### DATA SECTION:
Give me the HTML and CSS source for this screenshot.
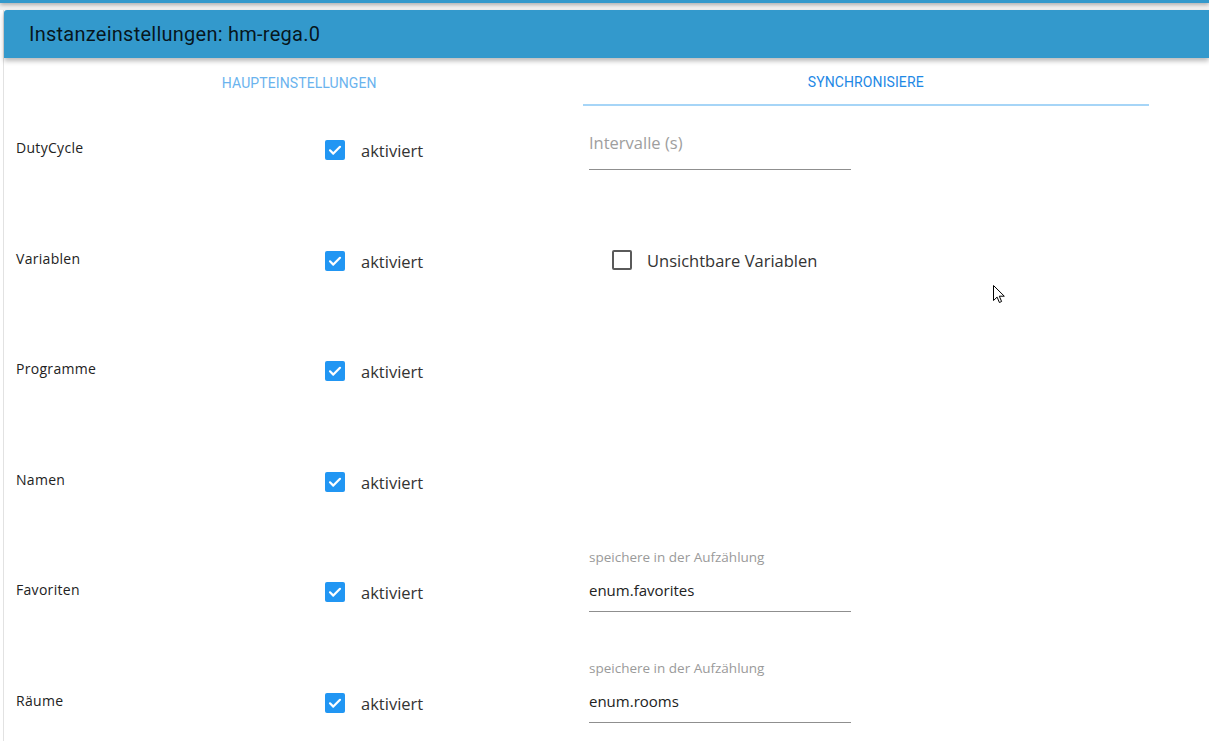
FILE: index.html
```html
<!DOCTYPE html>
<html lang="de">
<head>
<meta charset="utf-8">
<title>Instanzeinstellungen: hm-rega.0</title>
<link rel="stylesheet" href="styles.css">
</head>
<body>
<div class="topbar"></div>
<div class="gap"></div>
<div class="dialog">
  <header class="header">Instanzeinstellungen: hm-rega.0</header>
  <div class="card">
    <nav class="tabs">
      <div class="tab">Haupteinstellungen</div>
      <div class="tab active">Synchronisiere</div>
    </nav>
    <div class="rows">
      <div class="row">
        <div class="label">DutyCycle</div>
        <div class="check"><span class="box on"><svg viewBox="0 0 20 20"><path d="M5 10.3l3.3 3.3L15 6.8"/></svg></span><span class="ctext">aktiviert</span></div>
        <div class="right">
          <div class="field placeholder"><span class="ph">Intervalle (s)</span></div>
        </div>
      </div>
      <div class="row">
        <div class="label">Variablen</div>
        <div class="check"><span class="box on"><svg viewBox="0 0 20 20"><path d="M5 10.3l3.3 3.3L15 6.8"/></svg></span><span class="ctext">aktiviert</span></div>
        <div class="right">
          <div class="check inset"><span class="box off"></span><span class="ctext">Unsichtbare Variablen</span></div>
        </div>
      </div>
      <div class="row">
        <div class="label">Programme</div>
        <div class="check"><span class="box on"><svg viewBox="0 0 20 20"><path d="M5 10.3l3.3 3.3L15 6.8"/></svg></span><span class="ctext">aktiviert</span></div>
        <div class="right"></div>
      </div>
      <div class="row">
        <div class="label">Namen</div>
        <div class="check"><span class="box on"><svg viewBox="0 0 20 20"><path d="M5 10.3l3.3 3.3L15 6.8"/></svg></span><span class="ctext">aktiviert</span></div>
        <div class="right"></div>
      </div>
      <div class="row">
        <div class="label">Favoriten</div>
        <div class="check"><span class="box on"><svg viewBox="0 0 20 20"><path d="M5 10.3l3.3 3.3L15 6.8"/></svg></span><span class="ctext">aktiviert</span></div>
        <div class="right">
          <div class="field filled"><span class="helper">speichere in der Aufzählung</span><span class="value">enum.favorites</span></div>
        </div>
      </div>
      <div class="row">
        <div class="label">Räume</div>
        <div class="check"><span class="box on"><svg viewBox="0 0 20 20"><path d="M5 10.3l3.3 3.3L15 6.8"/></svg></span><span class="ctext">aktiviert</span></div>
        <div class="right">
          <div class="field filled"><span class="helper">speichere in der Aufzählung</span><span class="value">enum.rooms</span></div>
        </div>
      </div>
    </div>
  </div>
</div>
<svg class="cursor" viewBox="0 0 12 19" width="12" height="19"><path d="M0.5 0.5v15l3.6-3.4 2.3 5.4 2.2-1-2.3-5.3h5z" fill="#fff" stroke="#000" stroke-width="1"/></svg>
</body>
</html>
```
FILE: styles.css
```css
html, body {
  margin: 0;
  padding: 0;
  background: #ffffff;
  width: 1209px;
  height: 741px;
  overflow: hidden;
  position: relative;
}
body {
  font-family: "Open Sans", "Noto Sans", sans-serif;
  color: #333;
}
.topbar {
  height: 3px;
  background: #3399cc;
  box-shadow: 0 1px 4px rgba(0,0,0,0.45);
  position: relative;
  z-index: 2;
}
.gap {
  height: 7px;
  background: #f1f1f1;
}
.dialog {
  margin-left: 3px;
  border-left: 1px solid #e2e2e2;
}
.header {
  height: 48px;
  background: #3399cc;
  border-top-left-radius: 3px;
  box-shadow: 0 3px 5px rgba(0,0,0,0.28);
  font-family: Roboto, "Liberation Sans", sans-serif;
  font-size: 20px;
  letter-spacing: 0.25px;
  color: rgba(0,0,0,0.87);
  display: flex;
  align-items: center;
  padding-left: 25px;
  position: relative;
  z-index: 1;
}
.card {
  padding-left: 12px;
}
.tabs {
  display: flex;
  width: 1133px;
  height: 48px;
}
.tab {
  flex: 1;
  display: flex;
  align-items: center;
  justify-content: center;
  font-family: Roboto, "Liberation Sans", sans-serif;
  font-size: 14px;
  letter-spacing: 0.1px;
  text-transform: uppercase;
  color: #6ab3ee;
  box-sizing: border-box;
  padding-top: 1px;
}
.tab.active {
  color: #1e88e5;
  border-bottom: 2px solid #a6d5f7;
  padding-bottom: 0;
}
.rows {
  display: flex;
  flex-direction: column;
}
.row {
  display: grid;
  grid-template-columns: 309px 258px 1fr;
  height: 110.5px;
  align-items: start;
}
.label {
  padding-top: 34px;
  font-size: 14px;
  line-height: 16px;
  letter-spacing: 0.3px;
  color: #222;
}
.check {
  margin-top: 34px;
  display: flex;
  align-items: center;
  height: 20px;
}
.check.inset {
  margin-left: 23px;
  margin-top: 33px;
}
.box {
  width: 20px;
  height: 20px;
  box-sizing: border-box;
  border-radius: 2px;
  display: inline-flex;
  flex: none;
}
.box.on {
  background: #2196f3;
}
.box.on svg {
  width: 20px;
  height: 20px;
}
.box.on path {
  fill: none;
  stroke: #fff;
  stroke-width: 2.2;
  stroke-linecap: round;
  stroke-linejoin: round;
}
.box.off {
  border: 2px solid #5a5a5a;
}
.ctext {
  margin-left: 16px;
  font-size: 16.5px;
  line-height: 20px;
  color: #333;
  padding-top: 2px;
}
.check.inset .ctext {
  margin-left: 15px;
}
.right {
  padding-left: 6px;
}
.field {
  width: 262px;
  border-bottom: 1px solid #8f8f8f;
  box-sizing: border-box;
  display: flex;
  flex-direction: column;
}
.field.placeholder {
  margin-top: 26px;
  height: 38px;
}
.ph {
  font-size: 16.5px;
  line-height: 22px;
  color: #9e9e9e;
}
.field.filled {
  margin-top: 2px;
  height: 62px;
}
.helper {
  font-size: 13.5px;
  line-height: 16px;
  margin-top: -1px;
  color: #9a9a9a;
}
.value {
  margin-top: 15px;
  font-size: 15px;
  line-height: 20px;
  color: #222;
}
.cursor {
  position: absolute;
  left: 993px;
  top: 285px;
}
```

==

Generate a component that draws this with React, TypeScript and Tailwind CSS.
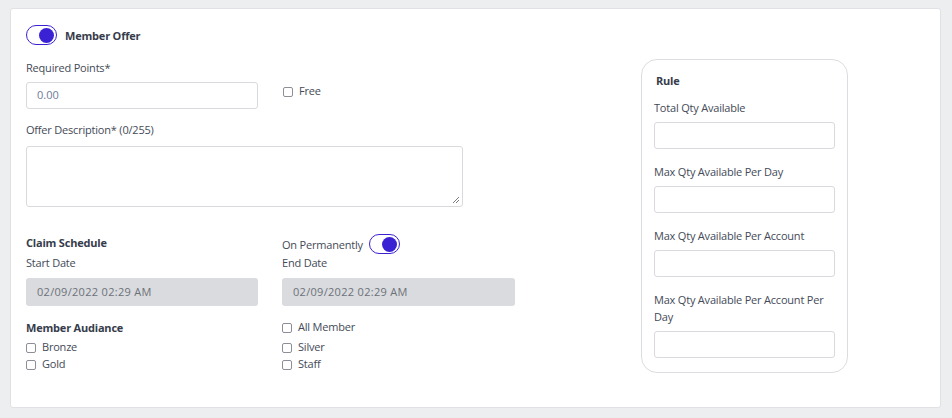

==

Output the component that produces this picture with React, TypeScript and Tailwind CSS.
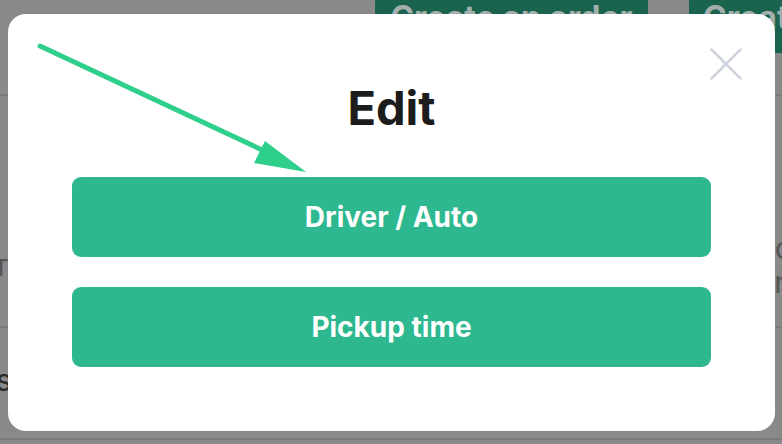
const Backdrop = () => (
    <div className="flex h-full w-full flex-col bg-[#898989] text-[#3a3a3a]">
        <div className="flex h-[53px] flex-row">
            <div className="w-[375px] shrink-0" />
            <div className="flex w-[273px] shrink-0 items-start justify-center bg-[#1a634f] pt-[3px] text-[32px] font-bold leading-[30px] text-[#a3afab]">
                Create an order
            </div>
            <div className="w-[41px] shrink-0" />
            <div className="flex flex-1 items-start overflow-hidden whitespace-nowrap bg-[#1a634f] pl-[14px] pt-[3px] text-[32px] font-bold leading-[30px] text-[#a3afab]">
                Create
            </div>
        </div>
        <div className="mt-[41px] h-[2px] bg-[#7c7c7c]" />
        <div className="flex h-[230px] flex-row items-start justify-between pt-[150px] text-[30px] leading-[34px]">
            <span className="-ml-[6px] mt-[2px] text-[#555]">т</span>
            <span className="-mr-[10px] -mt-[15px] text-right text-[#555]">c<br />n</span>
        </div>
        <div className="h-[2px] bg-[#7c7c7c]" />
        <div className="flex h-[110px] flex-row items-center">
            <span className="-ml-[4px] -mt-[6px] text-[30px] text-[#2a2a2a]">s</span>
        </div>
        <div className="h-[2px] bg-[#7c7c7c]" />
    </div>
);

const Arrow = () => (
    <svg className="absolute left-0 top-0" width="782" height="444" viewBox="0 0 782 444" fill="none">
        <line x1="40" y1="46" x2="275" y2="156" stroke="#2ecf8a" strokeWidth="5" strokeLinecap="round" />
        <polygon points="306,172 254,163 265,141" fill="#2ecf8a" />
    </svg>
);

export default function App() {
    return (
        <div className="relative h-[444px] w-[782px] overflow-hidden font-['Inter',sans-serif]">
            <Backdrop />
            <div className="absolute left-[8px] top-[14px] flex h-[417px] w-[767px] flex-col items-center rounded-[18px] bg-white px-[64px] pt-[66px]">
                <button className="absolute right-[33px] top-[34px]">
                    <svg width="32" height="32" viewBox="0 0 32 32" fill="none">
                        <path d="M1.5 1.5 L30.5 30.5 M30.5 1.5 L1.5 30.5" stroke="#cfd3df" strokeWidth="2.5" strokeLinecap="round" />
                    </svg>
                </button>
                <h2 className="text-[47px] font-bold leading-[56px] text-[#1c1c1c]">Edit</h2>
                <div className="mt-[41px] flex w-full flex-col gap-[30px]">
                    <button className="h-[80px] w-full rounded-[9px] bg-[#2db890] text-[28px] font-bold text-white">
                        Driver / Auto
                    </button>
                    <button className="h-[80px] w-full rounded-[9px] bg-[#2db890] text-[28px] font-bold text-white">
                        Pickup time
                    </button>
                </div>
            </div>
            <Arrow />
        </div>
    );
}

### STATED TASK:
Extract lines where the string "TypeScript" occurs.

### RESULT FOR THIS EXERCISE:
Generate a component that draws this with React, TypeScript and Tailwind CSS.
Output the component that produces this picture with React, TypeScript and Tailwind CSS.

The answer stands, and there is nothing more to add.